A Mantra for Coming To Life
For the past few months, I've been in a raging battle with my hormones. I'd been on the lookout for the signs since I got a hormonal IUD inserted six months ago -- or so I thought. But, as anyone with experience having depression or debilitating anxiety will tell you, that shit kinda just creeps up on you. Like darkness, these symptoms engulfs you while you're busy carrying on with your day until it's so dim you can no longer see. And then you panic, trying to find every last bit of light so you can carry on doing the things you love and being with people you care about. You search for light so that you don't have to go home and finally admit the bright, sunshiny day is over.
And that's the place I was in: running around every one of darkness' corners in search of a glimmer of light that was always just out of view. I did this for months until I finally became so dizzy and disconnected that I began neglecting everything I loved and inadvertently hurting the people closest to me.
I was so afraid of the dark that I forgot they were all right there, even if I couldn't see them. I forgot that – even if the dark prevented me from seeing myself fully 100% of the time – I, too, was still there. I forgot that I used to like staying up late laughing at shitty movies until 3am and working into the wee hours on a project I loved. I forgot that I didn't need darkness' promises of light around every corner because I am the light that I seek.
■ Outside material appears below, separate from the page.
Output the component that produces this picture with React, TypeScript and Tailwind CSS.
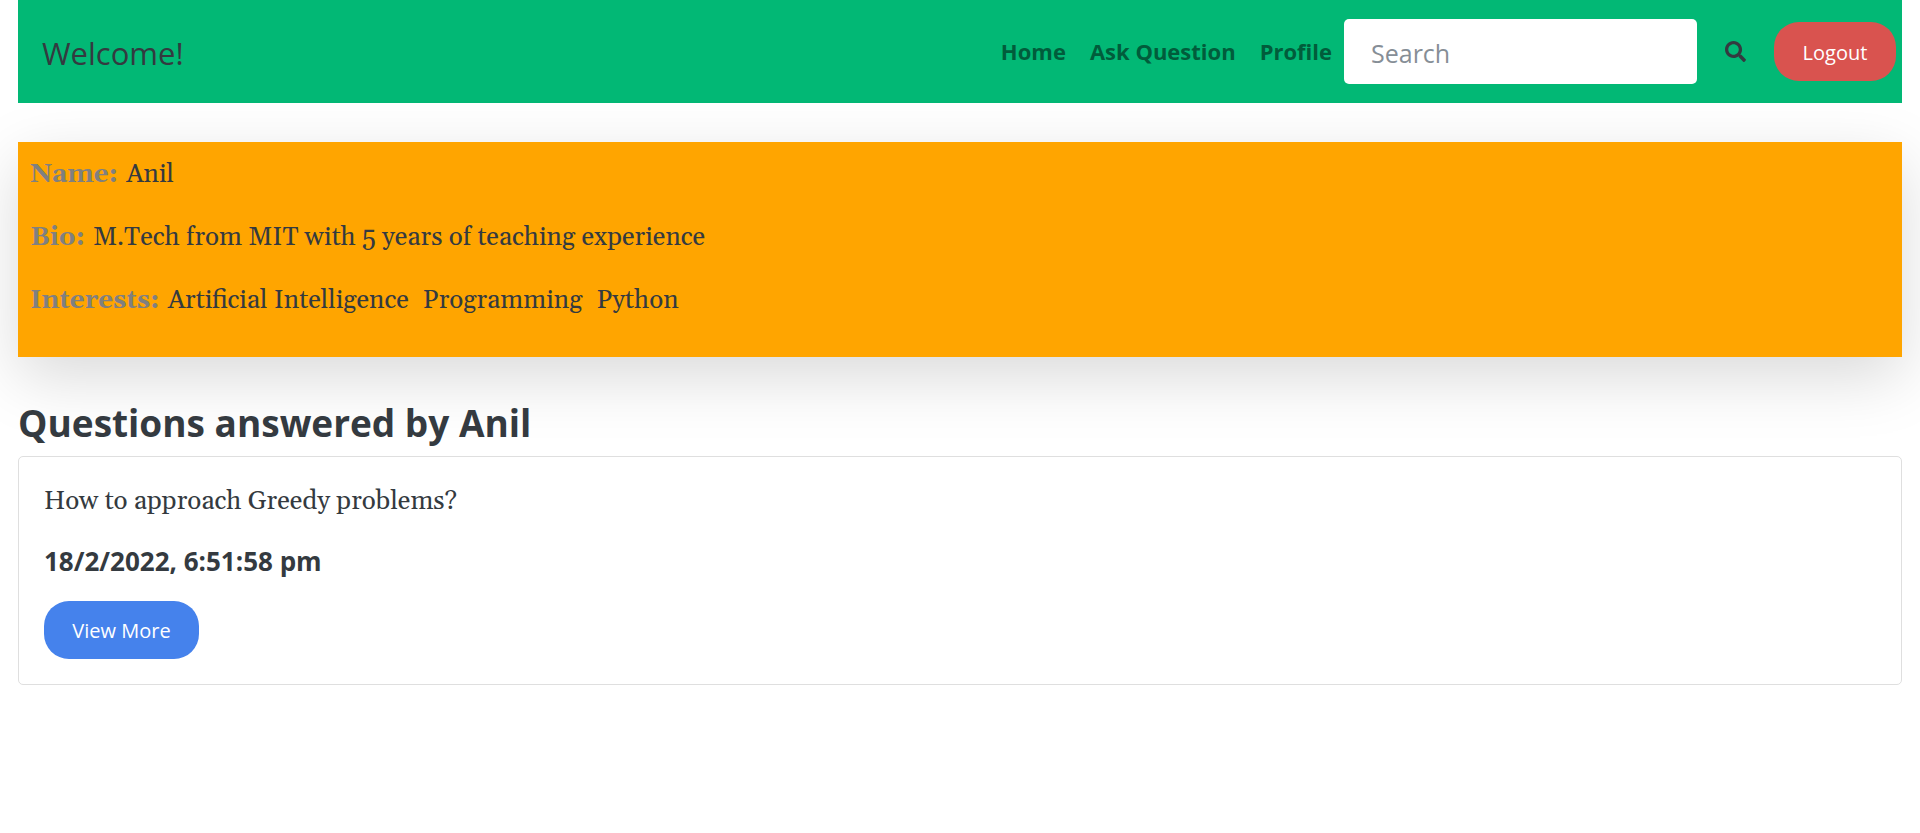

I realized suddenly that my energy had been dominating every space I entered and every encounter I had – with myself and others. And for too long, my energy had been bogged down by negativity and fear around this mysterious sadness that hovered around me like dusk threatening to take away my day.
So I made a choice: to arm myself with positivity and let that radiance form a shield against impending darkness. I decided to start really watching how my life changed when I brought every ounce of joy I could muster into my interactions, my work, and into myself. My mantra became: "My energy dominates."
And it's no surprise to report that it changed everything.
This perspective – and a diagnosis of PMDD – changed EVERYTHING. I was able to see that, yes times had gotten tough, but it was not forever. I was able to identify that my intense moods were just that and that they, too, would pass. I could see clearly that every single situation I'd ever been in was determined by my energetic response and that meant I could change them all for the better. In short, I was able to take radical responsibility for the ways in which I was contributing to my own darkness and, in accepting that, my light was able to burn even brighter.
Because, you see, the more we realize that we are the shining stars of our own lives, the more empowered we become to carry on in spite of the darkness. The more we realize just how much our energy affects the energies around us, the more responsible we feel to be the positive, radiant, light-filled beings we were put here to be. Nobody wants to be responsible for bringing the vibe down, am I right?
This perspective has radically metamorphed my life and, subsequently, everyone's life I've touched. It may sound lofty, but I truly believe that my well-being makes an imprint on my communities' well-being, local and global.
And on a personal level? I'm happy to report that I'm no longer afraid of the dark. Instead, I notice how beautiful the day looks as it turns to dusk and, as night rolls in, I am excited for an opportunity to shine.